Return each line containing "styles".
======== Supplied material ========
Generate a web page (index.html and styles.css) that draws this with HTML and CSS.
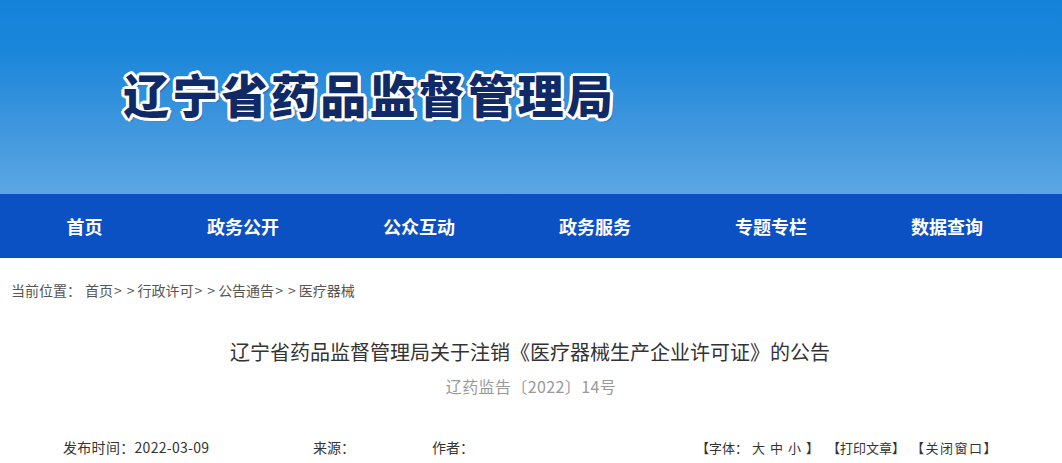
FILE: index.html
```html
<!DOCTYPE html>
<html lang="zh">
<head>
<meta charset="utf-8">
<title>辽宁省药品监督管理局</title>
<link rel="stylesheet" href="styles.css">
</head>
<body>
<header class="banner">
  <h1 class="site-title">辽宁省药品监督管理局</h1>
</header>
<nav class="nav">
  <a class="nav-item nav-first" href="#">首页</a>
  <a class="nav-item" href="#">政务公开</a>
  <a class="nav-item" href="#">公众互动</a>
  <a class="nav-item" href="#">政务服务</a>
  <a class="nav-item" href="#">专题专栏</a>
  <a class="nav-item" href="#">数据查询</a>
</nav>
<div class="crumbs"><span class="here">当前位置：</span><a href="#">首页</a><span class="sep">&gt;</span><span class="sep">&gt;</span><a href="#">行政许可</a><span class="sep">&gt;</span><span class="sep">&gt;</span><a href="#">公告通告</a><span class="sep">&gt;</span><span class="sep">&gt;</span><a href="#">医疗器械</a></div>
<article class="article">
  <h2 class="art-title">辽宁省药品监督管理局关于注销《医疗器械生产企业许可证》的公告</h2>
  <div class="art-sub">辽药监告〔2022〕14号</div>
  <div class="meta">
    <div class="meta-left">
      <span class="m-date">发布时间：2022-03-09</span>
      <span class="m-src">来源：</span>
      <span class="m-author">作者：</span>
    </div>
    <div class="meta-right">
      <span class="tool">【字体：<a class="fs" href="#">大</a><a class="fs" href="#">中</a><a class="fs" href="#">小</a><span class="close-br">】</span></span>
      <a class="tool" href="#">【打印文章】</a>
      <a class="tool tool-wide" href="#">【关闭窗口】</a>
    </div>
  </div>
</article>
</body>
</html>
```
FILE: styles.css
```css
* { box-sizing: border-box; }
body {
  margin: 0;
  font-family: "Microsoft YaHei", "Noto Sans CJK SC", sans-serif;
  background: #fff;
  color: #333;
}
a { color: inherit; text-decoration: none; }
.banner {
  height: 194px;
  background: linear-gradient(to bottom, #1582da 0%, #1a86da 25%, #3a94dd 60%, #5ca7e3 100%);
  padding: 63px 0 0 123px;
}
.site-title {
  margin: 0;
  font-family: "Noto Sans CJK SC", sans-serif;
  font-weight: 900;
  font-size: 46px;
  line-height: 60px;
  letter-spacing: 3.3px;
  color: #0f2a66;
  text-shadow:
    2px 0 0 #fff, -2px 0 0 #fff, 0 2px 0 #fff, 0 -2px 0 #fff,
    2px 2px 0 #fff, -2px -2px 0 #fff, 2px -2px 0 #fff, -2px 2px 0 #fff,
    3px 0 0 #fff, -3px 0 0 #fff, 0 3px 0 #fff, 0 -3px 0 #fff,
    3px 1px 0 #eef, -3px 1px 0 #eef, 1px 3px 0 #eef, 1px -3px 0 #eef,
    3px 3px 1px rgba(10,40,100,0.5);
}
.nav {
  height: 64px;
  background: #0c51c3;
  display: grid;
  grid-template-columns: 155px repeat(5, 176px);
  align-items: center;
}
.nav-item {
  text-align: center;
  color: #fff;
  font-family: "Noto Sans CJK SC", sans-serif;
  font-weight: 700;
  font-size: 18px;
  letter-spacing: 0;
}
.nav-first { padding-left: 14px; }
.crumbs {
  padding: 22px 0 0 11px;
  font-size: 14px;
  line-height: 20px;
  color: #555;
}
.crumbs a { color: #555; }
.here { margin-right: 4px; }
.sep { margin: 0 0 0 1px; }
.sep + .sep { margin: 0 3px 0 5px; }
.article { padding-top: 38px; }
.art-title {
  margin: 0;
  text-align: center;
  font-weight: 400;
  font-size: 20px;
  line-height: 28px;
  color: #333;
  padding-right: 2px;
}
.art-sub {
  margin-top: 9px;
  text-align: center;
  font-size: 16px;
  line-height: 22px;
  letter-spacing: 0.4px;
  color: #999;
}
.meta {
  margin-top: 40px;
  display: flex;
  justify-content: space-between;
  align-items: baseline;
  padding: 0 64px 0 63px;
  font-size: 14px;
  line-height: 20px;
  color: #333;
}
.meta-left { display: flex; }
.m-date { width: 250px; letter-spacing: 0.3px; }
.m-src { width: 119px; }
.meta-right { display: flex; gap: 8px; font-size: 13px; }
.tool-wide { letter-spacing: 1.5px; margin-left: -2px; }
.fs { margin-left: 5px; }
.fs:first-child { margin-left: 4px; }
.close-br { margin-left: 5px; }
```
========
→ **Full response**:
Generate a web page (index.html and styles.css) that draws this with HTML and CSS.
<link rel="stylesheet" href="styles.css">
FILE: styles.css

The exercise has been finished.